Oui, enfant, j’avais peur du noir. Mais j’ai grandi depuis. Un peu... Même s’il m’arrive encore d’en avoir peur, ce n’est plus le même noir, ni les mêmes peurs. Le terme n’en reste pas moins approprié. J’ai juste appris, non pas à jouer avec l’éclairage au gré de mes besoins, mais plutôt à apprécier les lumières que m’apporte la vie :

 

  • Un lever de soleil sur la Torche qui annonce une journée pleine de surprises.
  • La flamme de la bougie qui chancelle au gré de l’air que l’on déplace.
  • Les projections éphémères laissées sur les murs par les phares des rares voitures de la nuit.
  • L’écran du portable qui s’éclaire parce que quelqu’un, quelque part a pensé à nous.
  • La petite lampe en forme d’ours qui enveloppe mon enfant d’une chaleur bienveillante.

 

Je n’ai plus peur de l’obscurité.
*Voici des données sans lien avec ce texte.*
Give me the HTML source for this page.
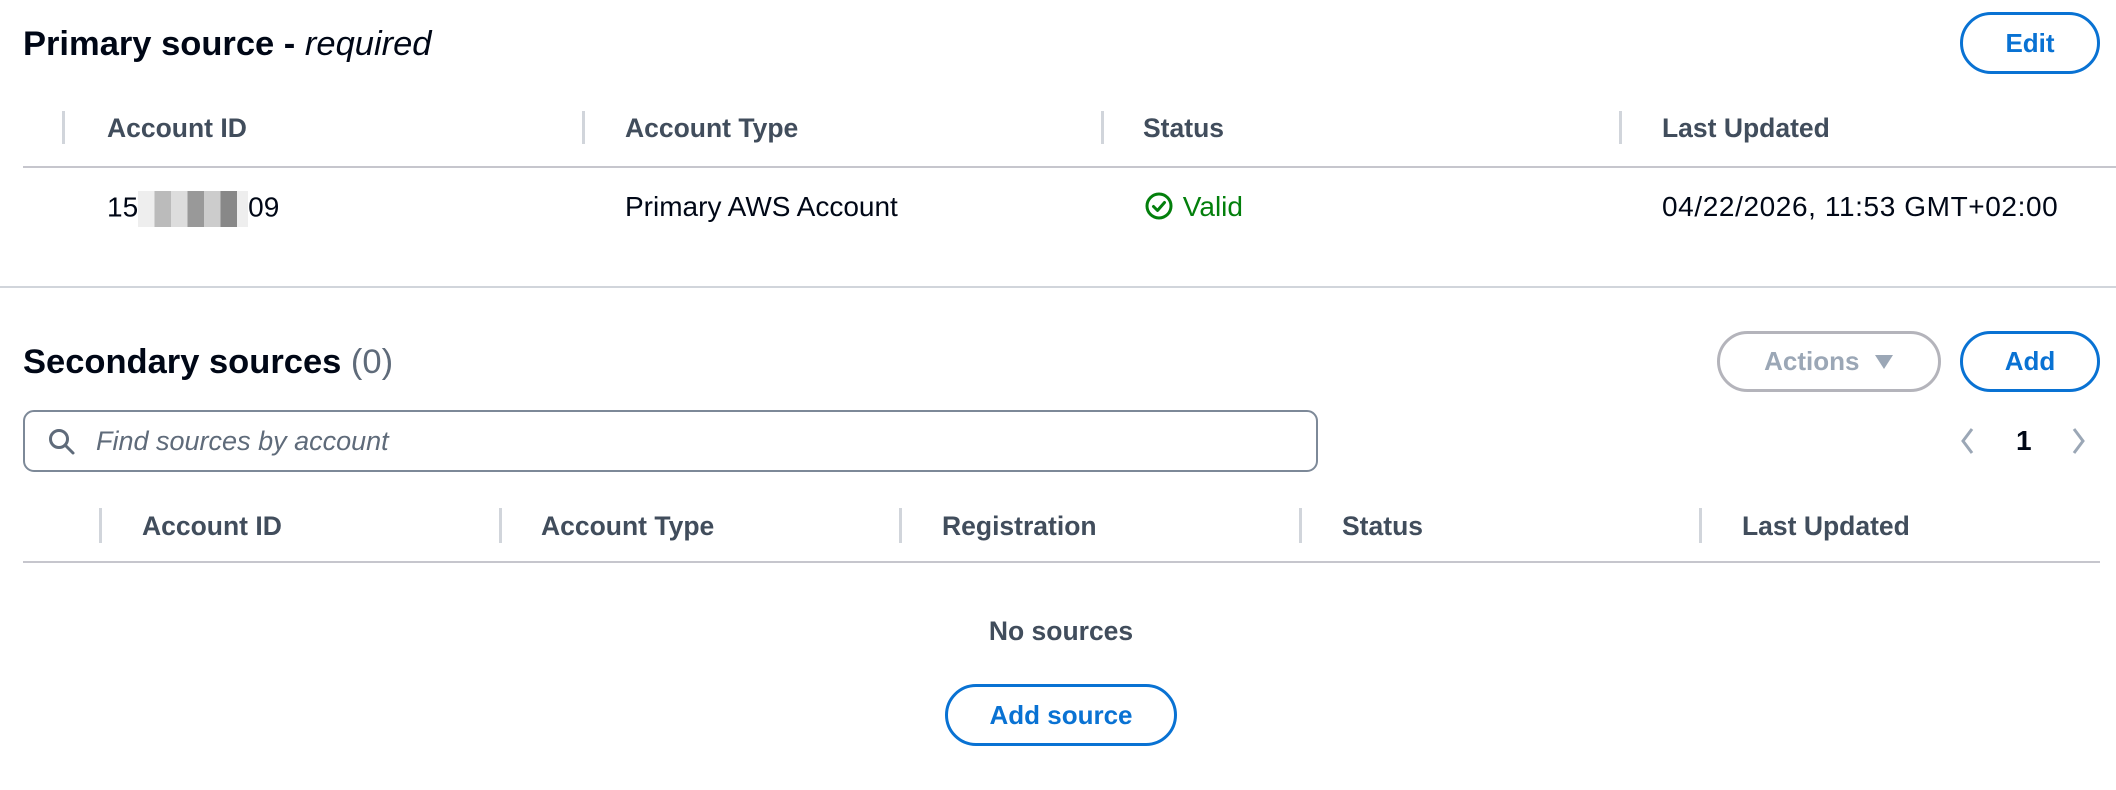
<!DOCTYPE html>
<html><head><meta charset="utf-8"><style>
*{box-sizing:border-box;margin:0;padding:0}
body{width:2116px;height:790px;background:#fff;font-family:"Liberation Sans",sans-serif;position:relative;overflow:hidden;color:#000716}
.a{position:absolute;white-space:nowrap}
.h{font-weight:bold;font-size:34.5px;line-height:40px}
.th{font-weight:bold;font-size:26.5px;color:#414d5c;line-height:30px}
.sep{position:absolute;width:3px;background:#d1d5db}
.line{position:absolute;height:2px;background:#c6c6cd}
.btn{position:absolute;border:3px solid #0972d3;border-radius:40px;color:#0972d3;font-weight:bold;font-size:26px;display:flex;align-items:center;justify-content:center}
.td{font-size:28px;line-height:32px}
</style></head><body>
<div class="a h" style="left:23px;top:24px">Primary source - <i style="font-weight:normal">required</i></div>
<div class="btn" style="left:1960px;top:12px;width:140px;height:62px">Edit</div>

<div class="sep" style="left:62px;top:111px;height:33px"></div>
<div class="sep" style="left:582px;top:111px;height:33px"></div>
<div class="sep" style="left:1101px;top:111px;height:33px"></div>
<div class="sep" style="left:1619px;top:111px;height:33px"></div>
<div class="a th" style="left:107px;top:113px">Account ID</div>
<div class="a th" style="left:625px;top:113px">Account Type</div>
<div class="a th" style="left:1143px;top:113px">Status</div>
<div class="a th" style="left:1662px;top:113px">Last Updated</div>
<div class="line" style="left:23px;top:166px;width:2093px"></div>

<div class="a td" style="left:107px;top:191px">15<span style="display:inline-block;width:110px;height:36px;vertical-align:middle;background:linear-gradient(90deg,#eee 0 15%,#bbb 15% 30%,#ddd 30% 45%,#999 45% 60%,#ccc 60% 75%,#888 75% 90%,#eee 90%)"></span>09</div>
<div class="a td" style="left:625px;top:191px">Primary AWS Account</div>
<div class="a td" style="left:1145px;top:191px;color:#037f0c">
<svg width="30" height="30" viewBox="0 0 30 30" style="vertical-align:-5px"><circle cx="14" cy="15" r="12" fill="none" stroke="#037f0c" stroke-width="3"/><path d="M8.5 15.5l4 4 7-8" fill="none" stroke="#037f0c" stroke-width="3" stroke-linecap="round" stroke-linejoin="round"/></svg> Valid</div>
<div class="a td" style="left:1662px;top:191px;letter-spacing:0.6px">04/22/2026, 11:53 GMT+02:00</div>

<div class="line" style="left:0;top:286px;width:2116px;background:#d1d5db"></div>

<div class="a h" style="left:23px;top:342px">Secondary sources <span style="font-weight:normal;color:#5f6b7a">(0)</span></div>
<div class="btn" style="left:1717px;top:331px;width:224px;height:61px;border-color:#b4b4bb;color:#9ba7b6">Actions&nbsp;&nbsp;<svg width="20" height="16" viewBox="0 0 20 16"><path d="M1 1h18l-9 14z" fill="#9ba7b6"/></svg></div>
<div class="btn" style="left:1960px;top:331px;width:140px;height:61px">Add</div>

<div class="a" style="left:23px;top:410px;width:1295px;height:62px;border:2px solid #7d8998;border-radius:11px"></div>
<svg class="a" style="left:48px;top:428px" width="28" height="28" viewBox="0 0 28 28"><circle cx="11" cy="11" r="8.5" fill="none" stroke="#5f6b7a" stroke-width="3"/><path d="M17 17l8 8" stroke="#5f6b7a" stroke-width="3" stroke-linecap="round"/></svg>
<div class="a td" style="left:96px;top:425px;font-style:italic;color:#5f6b7a;font-size:27px">Find sources by account</div>

<svg class="a" style="left:1958px;top:426px" width="20" height="30" viewBox="0 0 20 30"><path d="M14 3L5 15l9 12" fill="none" stroke="#9ba7b6" stroke-width="3"/></svg>
<div class="a td" style="left:2016px;top:425px;font-weight:bold">1</div>
<svg class="a" style="left:2068px;top:426px" width="20" height="30" viewBox="0 0 20 30"><path d="M6 3l9 12-9 12" fill="none" stroke="#9ba7b6" stroke-width="3"/></svg>

<div class="sep" style="left:99px;top:508px;height:35px"></div>
<div class="sep" style="left:499px;top:508px;height:35px"></div>
<div class="sep" style="left:899px;top:508px;height:35px"></div>
<div class="sep" style="left:1299px;top:508px;height:35px"></div>
<div class="sep" style="left:1699px;top:508px;height:35px"></div>
<div class="a th" style="left:142px;top:511px">Account ID</div>
<div class="a th" style="left:541px;top:511px">Account Type</div>
<div class="a th" style="left:942px;top:511px">Registration</div>
<div class="a th" style="left:1342px;top:511px">Status</div>
<div class="a th" style="left:1742px;top:511px">Last Updated</div>
<div class="line" style="left:23px;top:561px;width:2077px"></div>

<div class="a th" style="left:861px;top:616px;width:400px;text-align:center">No sources</div>
<div class="btn" style="left:945px;top:684px;width:232px;height:62px">Add source</div>
</body></html>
Elle sera la toile de fond sur laquelle je tenterais désormais  de faire danser de douces lumières.

Projections
Projections
Projections
Projections

Pratique :

21 nov. 2015 - 03 janv. 2016 
13h30 - 19h00 
Tout public
Enfants jusqu’à 7 ans : gratuit - 7/17 ans : 1€ - 18/25 ans : 4€ - Plein tarif : 7€ - Demandeurs d'emploi, minima sociaux, en situation de handicap + un accompagnant : 1€

 

Pour trouver le Château : Sortie Briec, suivre Edern et après, y a des panneaux. Hyper facile. Même pour une blonde.